Dataset rows:
===============

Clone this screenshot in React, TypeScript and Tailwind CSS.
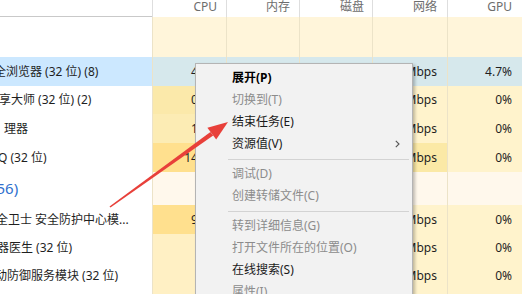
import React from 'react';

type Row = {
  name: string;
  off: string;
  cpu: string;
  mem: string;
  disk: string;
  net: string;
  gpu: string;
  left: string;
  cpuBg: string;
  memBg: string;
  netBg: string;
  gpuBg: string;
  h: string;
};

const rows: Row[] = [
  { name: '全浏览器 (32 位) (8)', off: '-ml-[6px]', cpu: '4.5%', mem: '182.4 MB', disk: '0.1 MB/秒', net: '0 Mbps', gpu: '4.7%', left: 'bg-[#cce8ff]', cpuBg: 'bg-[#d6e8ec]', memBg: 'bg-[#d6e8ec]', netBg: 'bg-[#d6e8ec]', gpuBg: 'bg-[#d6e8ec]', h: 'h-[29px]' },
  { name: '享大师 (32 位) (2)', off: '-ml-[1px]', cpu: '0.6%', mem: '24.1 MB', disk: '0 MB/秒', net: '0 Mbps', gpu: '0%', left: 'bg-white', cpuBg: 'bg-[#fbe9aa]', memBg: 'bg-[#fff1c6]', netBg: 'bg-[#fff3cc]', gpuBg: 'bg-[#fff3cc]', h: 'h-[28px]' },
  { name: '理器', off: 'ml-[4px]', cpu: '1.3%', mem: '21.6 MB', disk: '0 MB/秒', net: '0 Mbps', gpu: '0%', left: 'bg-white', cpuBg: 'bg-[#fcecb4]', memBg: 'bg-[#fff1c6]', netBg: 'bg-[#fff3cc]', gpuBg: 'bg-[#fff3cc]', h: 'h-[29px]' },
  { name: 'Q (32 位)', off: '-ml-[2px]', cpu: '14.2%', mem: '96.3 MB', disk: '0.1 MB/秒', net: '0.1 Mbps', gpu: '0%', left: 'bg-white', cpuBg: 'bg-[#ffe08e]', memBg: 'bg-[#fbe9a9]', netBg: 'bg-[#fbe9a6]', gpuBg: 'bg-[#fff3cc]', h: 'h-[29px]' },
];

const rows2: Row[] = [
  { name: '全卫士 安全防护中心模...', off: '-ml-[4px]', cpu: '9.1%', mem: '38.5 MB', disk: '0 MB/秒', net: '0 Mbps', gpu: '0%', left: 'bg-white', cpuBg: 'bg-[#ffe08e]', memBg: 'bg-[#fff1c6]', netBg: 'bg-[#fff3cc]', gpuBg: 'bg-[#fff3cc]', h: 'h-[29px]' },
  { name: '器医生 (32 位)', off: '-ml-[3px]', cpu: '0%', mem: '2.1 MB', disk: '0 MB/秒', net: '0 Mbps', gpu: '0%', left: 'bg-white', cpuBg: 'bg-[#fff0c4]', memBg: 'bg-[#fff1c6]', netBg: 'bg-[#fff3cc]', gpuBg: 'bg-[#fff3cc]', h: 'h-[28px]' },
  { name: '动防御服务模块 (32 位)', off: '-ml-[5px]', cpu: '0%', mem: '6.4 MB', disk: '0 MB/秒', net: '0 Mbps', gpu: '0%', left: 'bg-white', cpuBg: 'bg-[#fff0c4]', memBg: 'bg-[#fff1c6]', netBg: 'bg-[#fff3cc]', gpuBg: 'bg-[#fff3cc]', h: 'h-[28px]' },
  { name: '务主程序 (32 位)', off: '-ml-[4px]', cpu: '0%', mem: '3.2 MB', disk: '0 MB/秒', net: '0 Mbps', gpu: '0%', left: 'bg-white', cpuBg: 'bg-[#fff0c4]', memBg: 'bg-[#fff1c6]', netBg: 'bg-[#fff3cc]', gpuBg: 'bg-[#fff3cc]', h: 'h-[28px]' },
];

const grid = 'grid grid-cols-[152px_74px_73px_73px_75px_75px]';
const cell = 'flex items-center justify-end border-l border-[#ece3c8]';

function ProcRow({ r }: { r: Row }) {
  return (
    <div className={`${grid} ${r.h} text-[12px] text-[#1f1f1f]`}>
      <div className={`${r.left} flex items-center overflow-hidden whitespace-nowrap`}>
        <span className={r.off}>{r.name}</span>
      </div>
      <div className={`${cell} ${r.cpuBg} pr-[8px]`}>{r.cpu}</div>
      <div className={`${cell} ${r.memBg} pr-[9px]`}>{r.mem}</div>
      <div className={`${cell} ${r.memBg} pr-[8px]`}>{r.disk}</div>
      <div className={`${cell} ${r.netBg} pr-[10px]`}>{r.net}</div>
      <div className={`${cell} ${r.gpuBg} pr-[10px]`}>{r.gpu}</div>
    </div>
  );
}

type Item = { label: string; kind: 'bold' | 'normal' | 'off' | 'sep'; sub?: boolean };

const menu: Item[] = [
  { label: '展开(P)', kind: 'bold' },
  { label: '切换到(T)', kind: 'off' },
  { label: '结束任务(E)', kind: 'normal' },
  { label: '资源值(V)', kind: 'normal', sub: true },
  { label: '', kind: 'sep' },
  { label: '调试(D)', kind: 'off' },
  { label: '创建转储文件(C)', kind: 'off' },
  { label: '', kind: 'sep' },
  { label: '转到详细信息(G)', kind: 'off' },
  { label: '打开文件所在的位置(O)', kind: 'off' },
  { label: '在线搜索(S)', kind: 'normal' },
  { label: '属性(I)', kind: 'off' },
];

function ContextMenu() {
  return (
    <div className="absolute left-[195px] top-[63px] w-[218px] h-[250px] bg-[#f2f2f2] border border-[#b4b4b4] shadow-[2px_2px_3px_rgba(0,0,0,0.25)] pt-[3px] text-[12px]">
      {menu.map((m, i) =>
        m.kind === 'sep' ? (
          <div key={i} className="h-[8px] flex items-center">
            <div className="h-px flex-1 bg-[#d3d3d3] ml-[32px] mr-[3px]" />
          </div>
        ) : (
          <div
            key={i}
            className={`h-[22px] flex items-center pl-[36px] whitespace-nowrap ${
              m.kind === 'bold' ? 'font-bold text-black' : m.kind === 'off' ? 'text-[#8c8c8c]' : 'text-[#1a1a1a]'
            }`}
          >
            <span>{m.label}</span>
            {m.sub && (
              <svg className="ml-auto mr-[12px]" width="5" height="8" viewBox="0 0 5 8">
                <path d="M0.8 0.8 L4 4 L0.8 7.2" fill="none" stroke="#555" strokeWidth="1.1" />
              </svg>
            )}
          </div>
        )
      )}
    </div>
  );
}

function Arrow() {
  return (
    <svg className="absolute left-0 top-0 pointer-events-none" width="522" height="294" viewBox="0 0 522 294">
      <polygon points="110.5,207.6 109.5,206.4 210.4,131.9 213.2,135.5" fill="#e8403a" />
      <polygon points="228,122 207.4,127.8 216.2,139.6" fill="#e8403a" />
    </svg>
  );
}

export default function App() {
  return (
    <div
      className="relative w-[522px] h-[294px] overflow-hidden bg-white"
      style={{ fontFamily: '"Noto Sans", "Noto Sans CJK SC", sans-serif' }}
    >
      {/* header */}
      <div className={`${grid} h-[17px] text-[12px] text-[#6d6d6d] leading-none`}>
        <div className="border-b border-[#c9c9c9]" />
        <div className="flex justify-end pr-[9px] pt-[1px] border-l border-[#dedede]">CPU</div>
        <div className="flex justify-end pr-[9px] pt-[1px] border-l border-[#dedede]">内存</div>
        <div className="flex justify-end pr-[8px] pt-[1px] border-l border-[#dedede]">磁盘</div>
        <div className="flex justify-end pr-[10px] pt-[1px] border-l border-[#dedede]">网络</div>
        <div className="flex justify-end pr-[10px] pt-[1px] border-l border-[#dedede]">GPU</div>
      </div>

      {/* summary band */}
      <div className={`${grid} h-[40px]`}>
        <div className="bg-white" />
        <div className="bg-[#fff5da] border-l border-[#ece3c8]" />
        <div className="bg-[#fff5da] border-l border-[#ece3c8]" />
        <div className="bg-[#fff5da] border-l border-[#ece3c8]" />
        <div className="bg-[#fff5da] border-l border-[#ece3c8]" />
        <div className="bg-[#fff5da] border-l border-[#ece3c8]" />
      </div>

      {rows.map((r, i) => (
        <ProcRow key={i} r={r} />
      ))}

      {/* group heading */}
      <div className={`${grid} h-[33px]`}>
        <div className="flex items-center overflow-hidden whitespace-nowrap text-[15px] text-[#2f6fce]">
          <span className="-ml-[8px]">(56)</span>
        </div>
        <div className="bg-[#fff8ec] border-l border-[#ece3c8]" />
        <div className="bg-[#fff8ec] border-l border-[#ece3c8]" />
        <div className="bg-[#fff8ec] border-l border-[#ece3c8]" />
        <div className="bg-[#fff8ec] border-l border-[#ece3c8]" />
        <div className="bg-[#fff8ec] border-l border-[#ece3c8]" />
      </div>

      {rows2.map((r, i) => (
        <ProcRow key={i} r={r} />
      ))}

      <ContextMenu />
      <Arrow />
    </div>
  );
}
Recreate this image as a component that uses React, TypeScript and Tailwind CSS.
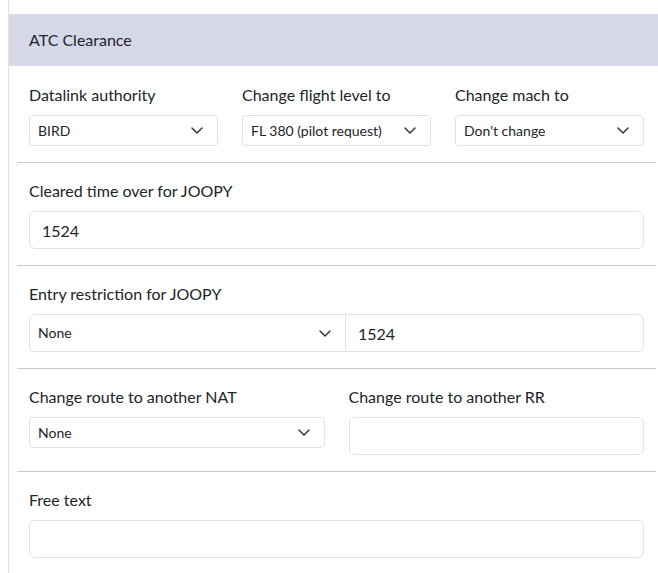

===============

_TASK DIRECTIONS_
Pull every line containing the word "this" out of the material.

_REPLY TO THE EXERCISE_
Clone this screenshot in React, TypeScript and Tailwind CSS.
Recreate this image as a component that uses React, TypeScript and Tailwind CSS.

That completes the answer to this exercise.